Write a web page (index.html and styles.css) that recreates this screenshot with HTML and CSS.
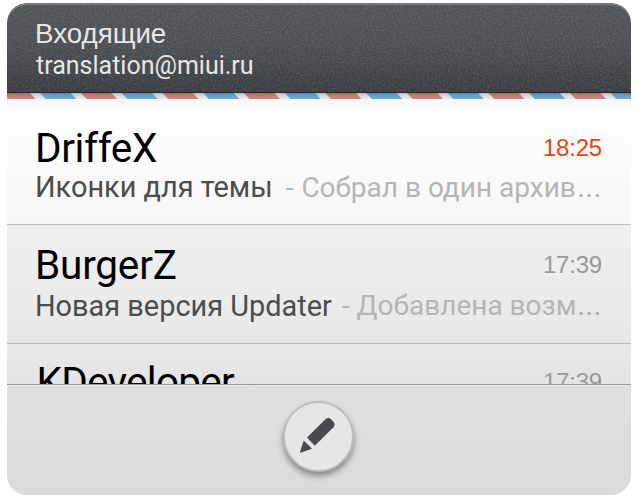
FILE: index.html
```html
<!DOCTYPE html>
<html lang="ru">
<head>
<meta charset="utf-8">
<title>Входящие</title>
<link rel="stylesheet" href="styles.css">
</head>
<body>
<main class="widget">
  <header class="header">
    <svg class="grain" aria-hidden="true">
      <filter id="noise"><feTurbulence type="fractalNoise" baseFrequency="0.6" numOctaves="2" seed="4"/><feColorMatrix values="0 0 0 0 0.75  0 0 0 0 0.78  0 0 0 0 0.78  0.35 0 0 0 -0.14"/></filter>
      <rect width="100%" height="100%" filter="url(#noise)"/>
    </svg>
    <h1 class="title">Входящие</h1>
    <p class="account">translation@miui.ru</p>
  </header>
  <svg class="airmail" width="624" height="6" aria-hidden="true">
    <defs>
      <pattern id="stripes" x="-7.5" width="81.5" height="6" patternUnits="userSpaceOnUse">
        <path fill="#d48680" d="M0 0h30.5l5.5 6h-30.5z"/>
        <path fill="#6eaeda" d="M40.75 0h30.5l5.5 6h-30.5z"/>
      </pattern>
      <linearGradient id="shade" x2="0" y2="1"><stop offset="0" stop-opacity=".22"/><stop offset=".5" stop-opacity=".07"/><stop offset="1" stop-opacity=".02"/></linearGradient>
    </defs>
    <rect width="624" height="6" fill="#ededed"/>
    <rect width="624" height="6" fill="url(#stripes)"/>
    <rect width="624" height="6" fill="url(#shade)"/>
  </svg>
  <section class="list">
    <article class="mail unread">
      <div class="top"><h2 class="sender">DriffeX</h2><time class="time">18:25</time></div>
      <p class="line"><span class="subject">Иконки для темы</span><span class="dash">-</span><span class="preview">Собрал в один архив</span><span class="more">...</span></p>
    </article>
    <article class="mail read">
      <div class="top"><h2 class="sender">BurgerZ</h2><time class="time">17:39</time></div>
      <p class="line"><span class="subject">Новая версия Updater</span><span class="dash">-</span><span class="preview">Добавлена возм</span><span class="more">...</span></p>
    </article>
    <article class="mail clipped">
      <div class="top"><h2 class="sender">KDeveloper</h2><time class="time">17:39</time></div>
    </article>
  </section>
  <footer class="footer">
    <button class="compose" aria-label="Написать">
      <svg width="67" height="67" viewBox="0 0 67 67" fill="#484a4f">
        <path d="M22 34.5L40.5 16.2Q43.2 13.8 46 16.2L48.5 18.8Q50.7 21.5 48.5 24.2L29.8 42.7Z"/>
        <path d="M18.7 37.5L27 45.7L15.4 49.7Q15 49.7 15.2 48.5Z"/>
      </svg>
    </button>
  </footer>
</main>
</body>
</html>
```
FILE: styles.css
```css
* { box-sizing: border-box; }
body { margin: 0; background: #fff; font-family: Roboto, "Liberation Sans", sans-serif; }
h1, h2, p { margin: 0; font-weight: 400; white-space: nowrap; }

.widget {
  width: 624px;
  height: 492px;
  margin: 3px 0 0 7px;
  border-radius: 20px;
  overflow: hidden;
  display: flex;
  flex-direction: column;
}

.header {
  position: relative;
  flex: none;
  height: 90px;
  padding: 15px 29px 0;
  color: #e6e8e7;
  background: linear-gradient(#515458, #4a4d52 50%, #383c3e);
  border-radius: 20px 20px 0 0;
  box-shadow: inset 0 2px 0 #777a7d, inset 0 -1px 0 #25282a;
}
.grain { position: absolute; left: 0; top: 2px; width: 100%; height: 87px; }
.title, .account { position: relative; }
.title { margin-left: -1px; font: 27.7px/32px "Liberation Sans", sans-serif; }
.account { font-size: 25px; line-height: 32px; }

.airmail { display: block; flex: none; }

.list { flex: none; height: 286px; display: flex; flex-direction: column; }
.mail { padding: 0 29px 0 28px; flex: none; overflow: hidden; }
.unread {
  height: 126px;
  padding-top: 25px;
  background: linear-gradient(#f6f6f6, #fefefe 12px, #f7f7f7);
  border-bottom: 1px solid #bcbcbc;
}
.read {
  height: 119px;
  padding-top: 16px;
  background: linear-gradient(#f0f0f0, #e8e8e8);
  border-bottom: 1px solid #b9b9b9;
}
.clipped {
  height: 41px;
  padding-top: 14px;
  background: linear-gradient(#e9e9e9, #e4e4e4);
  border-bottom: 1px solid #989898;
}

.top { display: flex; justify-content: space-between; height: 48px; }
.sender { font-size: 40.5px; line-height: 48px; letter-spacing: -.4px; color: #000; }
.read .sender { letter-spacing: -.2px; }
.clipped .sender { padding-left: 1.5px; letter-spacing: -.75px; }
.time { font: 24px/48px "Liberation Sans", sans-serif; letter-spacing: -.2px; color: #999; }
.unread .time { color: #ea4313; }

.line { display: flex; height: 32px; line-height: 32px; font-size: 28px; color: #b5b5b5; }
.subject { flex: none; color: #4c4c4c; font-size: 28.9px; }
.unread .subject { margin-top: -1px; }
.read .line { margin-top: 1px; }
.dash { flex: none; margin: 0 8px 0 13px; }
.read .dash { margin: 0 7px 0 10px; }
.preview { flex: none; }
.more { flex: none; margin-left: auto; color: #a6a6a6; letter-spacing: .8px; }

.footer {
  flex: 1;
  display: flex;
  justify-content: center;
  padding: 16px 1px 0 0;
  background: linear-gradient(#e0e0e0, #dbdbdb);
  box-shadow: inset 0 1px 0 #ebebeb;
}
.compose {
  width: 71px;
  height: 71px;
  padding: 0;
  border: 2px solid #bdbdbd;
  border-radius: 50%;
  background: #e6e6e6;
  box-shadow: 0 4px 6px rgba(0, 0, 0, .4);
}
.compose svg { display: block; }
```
++++++++++++++++++++
WHAT TO PRODUCE:
Leave the images out and output the remaining material exactly as it stands.

ANSWER TO THIS EXERCISE:
Write a web page (index.html and styles.css) that recreates this screenshot with HTML and CSS.
FILE: index.html
```html
<!DOCTYPE html>
<html lang="ru">
<head>
<meta charset="utf-8">
<title>Входящие</title>
<link rel="stylesheet" href="styles.css">
</head>
<body>
<main class="widget">
  <header class="header">
    <svg class="grain" aria-hidden="true">
      <filter id="noise"><feTurbulence type="fractalNoise" baseFrequency="0.6" numOctaves="2" seed="4"/><feColorMatrix values="0 0 0 0 0.75  0 0 0 0 0.78  0 0 0 0 0.78  0.35 0 0 0 -0.14"/></filter>
      <rect width="100%" height="100%" filter="url(#noise)"/>
    </svg>
    <h1 class="title">Входящие</h1>
    <p class="account">translation@miui.ru</p>
  </header>
  <svg class="airmail" width="624" height="6" aria-hidden="true">
    <defs>
      <pattern id="stripes" x="-7.5" width="81.5" height="6" patternUnits="userSpaceOnUse">
        <path fill="#d48680" d="M0 0h30.5l5.5 6h-30.5z"/>
        <path fill="#6eaeda" d="M40.75 0h30.5l5.5 6h-30.5z"/>
      </pattern>
      <linearGradient id="shade" x2="0" y2="1"><stop offset="0" stop-opacity=".22"/><stop offset=".5" stop-opacity=".07"/><stop offset="1" stop-opacity=".02"/></linearGradient>
    </defs>
    <rect width="624" height="6" fill="#ededed"/>
    <rect width="624" height="6" fill="url(#stripes)"/>
    <rect width="624" height="6" fill="url(#shade)"/>
  </svg>
  <section class="list">
    <article class="mail unread">
      <div class="top"><h2 class="sender">DriffeX</h2><time class="time">18:25</time></div>
      <p class="line"><span class="subject">Иконки для темы</span><span class="dash">-</span><span class="preview">Собрал в один архив</span><span class="more">...</span></p>
    </article>
    <article class="mail read">
      <div class="top"><h2 class="sender">BurgerZ</h2><time class="time">17:39</time></div>
      <p class="line"><span class="subject">Новая версия Updater</span><span class="dash">-</span><span class="preview">Добавлена возм</span><span class="more">...</span></p>
    </article>
    <article class="mail clipped">
      <div class="top"><h2 class="sender">KDeveloper</h2><time class="time">17:39</time></div>
    </article>
  </section>
  <footer class="footer">
    <button class="compose" aria-label="Написать">
      <svg width="67" height="67" viewBox="0 0 67 67" fill="#484a4f">
        <path d="M22 34.5L40.5 16.2Q43.2 13.8 46 16.2L48.5 18.8Q50.7 21.5 48.5 24.2L29.8 42.7Z"/>
        <path d="M18.7 37.5L27 45.7L15.4 49.7Q15 49.7 15.2 48.5Z"/>
      </svg>
    </button>
  </footer>
</main>
</body>
</html>
```
FILE: styles.css
```css
* { box-sizing: border-box; }
body { margin: 0; background: #fff; font-family: Roboto, "Liberation Sans", sans-serif; }
h1, h2, p { margin: 0; font-weight: 400; white-space: nowrap; }

.widget {
  width: 624px;
  height: 492px;
  margin: 3px 0 0 7px;
  border-radius: 20px;
  overflow: hidden;
  display: flex;
  flex-direction: column;
}

.header {
  position: relative;
  flex: none;
  height: 90px;
  padding: 15px 29px 0;
  color: #e6e8e7;
  background: linear-gradient(#515458, #4a4d52 50%, #383c3e);
  border-radius: 20px 20px 0 0;
  box-shadow: inset 0 2px 0 #777a7d, inset 0 -1px 0 #25282a;
}
.grain { position: absolute; left: 0; top: 2px; width: 100%; height: 87px; }
.title, .account { position: relative; }
.title { margin-left: -1px; font: 27.7px/32px "Liberation Sans", sans-serif; }
.account { font-size: 25px; line-height: 32px; }

.airmail { display: block; flex: none; }

.list { flex: none; height: 286px; display: flex; flex-direction: column; }
.mail { padding: 0 29px 0 28px; flex: none; overflow: hidden; }
.unread {
  height: 126px;
  padding-top: 25px;
  background: linear-gradient(#f6f6f6, #fefefe 12px, #f7f7f7);
  border-bottom: 1px solid #bcbcbc;
}
.read {
  height: 119px;
  padding-top: 16px;
  background: linear-gradient(#f0f0f0, #e8e8e8);
  border-bottom: 1px solid #b9b9b9;
}
.clipped {
  height: 41px;
  padding-top: 14px;
  background: linear-gradient(#e9e9e9, #e4e4e4);
  border-bottom: 1px solid #989898;
}

.top { display: flex; justify-content: space-between; height: 48px; }
.sender { font-size: 40.5px; line-height: 48px; letter-spacing: -.4px; color: #000; }
.read .sender { letter-spacing: -.2px; }
.clipped .sender { padding-left: 1.5px; letter-spacing: -.75px; }
.time { font: 24px/48px "Liberation Sans", sans-serif; letter-spacing: -.2px; color: #999; }
.unread .time { color: #ea4313; }

.line { display: flex; height: 32px; line-height: 32px; font-size: 28px; color: #b5b5b5; }
.subject { flex: none; color: #4c4c4c; font-size: 28.9px; }
.unread .subject { margin-top: -1px; }
.read .line { margin-top: 1px; }
.dash { flex: none; margin: 0 8px 0 13px; }
.read .dash { margin: 0 7px 0 10px; }
.preview { flex: none; }
.more { flex: none; margin-left: auto; color: #a6a6a6; letter-spacing: .8px; }

.footer {
  flex: 1;
  display: flex;
  justify-content: center;
  padding: 16px 1px 0 0;
  background: linear-gradient(#e0e0e0, #dbdbdb);
  box-shadow: inset 0 1px 0 #ebebeb;
}
.compose {
  width: 71px;
  height: 71px;
  padding: 0;
  border: 2px solid #bdbdbd;
  border-radius: 50%;
  background: #e6e6e6;
  box-shadow: 0 4px 6px rgba(0, 0, 0, .4);
}
.compose svg { display: block; }
```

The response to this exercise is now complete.